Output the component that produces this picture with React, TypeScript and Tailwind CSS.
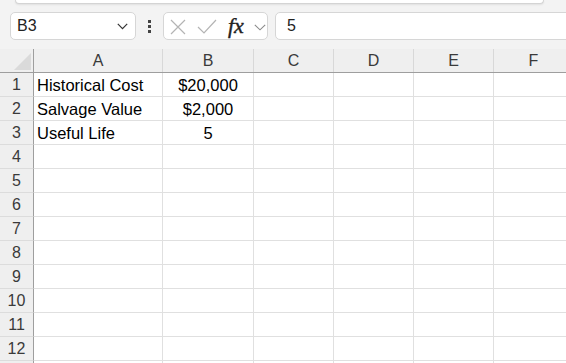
import React from "react";

const cols = ["A", "B", "C", "D", "E", "F"];
const colW = ["w-[129px]", "w-[91px]", "w-[80px]", "w-[80px]", "w-[80px]", "w-[80px]"];

const data: Record<number, [string, string]> = {
  1: ["Historical Cost", "$20,000"],
  2: ["Salvage Value", "$2,000"],
  3: ["Useful Life", "5"],
};

export default function App() {
  const rows = Array.from({ length: 12 }, (_, i) => i + 1);
  return (
    <div
      className="w-[566px] h-[363px] overflow-hidden bg-[#f3f3f3] text-black"
      style={{ fontFamily: '"Liberation Sans", Arial, sans-serif' }}
    >
      {/* top ribbon remnant */}
      <div className="ml-[15px] w-[529px] h-[4px] bg-white border border-t-0 border-[#d4d4d4] rounded-b-[5px] shadow-[0_1px_2px_rgba(0,0,0,0.08)]" />

      {/* formula bar */}
      <div className="mt-[8px] flex items-center h-[28px] pl-[10px]">
        <div className="w-[126px] h-[28px] bg-white border border-[#d6d6d6] rounded-[5px] flex items-center justify-between pl-[6px] pr-[7px]">
          <span className="text-[16px] text-[#222]">B3</span>
          <svg width="11" height="7" viewBox="0 0 11 7" className="mt-[1px]">
            <path d="M0.8 0.8 L5.5 5.6 L10.2 0.8" fill="none" stroke="#333" strokeWidth="1.2" />
          </svg>
        </div>
        <div className="w-[27px] flex flex-col items-center gap-[2px]">
          <div className="w-[3px] h-[3px] bg-[#444]" />
          <div className="w-[3px] h-[3px] bg-[#444]" />
          <div className="w-[3px] h-[3px] bg-[#444]" />
        </div>
        <div className="w-[105px] h-[28px] bg-white border border-[#d6d6d6] rounded-[5px] flex items-center relative">
          <svg width="16" height="16" viewBox="0 0 16 16" className="absolute left-[6px] top-[6px]">
            <path d="M1 1 L15 15 M15 1 L1 15" stroke="#b4b4b4" strokeWidth="1.2" fill="none" />
          </svg>
          <svg width="20" height="15" viewBox="0 0 20 15" className="absolute left-[33px] top-[6px]">
            <path d="M1 8 L7 14 L19 1" stroke="#b4b4b4" strokeWidth="1.2" fill="none" />
          </svg>
          <span
            className="absolute left-[64px] top-[2px] italic text-[22px] text-[#222] leading-[22px]"
            style={{ fontFamily: '"Liberation Serif", "Times New Roman", serif', WebkitTextStroke: "0.4px #222" }}
          >
            fx
          </span>
          <svg width="12" height="7" viewBox="0 0 12 7" className="absolute left-[90px] top-[11px]">
            <path d="M0.8 0.8 L6 5.8 L11.2 0.8" fill="none" stroke="#8a8a8a" strokeWidth="1.1" />
          </svg>
        </div>
        <div className="ml-[7px] flex-1 -mr-[20px] h-[28px] bg-white border border-[#d6d6d6] rounded-[5px] flex items-center pl-[11px]">
          <span className="text-[16px] text-[#222]">5</span>
        </div>
      </div>

      {/* grid */}
      <div className="mt-[9px] w-[574px]">
        <div className="flex h-[24px] bg-[#efefef] border-b border-[#9e9e9e]">
          <div className="w-[34px] shrink-0 border-r border-[#9e9e9e] relative">
            <div
              className="absolute right-[2px] bottom-[2px] w-[17px] h-[17px] bg-[#dadada]"
              style={{ clipPath: "polygon(100% 0, 100% 100%, 0 100%)" }}
            />
          </div>
          {cols.map((c, i) => (
            <div
              key={c}
              className={`${colW[i]} shrink-0 border-r border-[#d8d8d8] flex items-center justify-center pt-[1px] text-[16px] text-[#3a3a3a]`}
            >
              {c}
            </div>
          ))}
        </div>
        {rows.map((r) => (
          <div key={r} className="flex h-[24px]">
            <div className="w-[34px] shrink-0 bg-[#efefef] border-r border-[#9e9e9e] border-b border-b-[#dcdcdc] flex items-center justify-center pt-[1px] text-[16px] text-[#3a3a3a]">
              {r}
            </div>
            {cols.map((c, i) => (
              <div
                key={c}
                className={`${colW[i]} shrink-0 bg-white border-r border-b border-[#e0e0e0] flex items-center pt-[1px] text-[16.5px] ${
                  i === 1 ? "justify-center" : "pl-[3px]"
                }`}
              >
                {data[r] ? (i === 0 ? data[r][0] : i === 1 ? data[r][1] : "") : ""}
              </div>
            ))}
          </div>
        ))}
        <div className="flex h-[24px]">
          <div className="w-[34px] shrink-0 bg-[#efefef] border-r border-[#9e9e9e]" />
          {cols.map((c, i) => (
            <div key={c} className={`${colW[i]} shrink-0 bg-white border-r border-[#e0e0e0]`} />
          ))}
        </div>
      </div>
    </div>
  );
}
════════════════
**Task statement**
Repeat, with no pictures, each line from the beginning of the data through the line containing "w-[529px] h-[4px] bg-white", inclusive.

**Exercise output**
Output the component that produces this picture with React, TypeScript and Tailwind CSS.
import React from "react";

const cols = ["A", "B", "C", "D", "E", "F"];
const colW = ["w-[129px]", "w-[91px]", "w-[80px]", "w-[80px]", "w-[80px]", "w-[80px]"];

const data: Record<number, [string, string]> = {
  1: ["Historical Cost", "$20,000"],
  2: ["Salvage Value", "$2,000"],
  3: ["Useful Life", "5"],
};

export default function App() {
  const rows = Array.from({ length: 12 }, (_, i) => i + 1);
  return (
    <div
      className="w-[566px] h-[363px] overflow-hidden bg-[#f3f3f3] text-black"
      style={{ fontFamily: '"Liberation Sans", Arial, sans-serif' }}
    >
      {/* top ribbon remnant */}
      <div className="ml-[15px] w-[529px] h-[4px] bg-white border border-t-0 border-[#d4d4d4] rounded-b-[5px] shadow-[0_1px_2px_rgba(0,0,0,0.08)]" />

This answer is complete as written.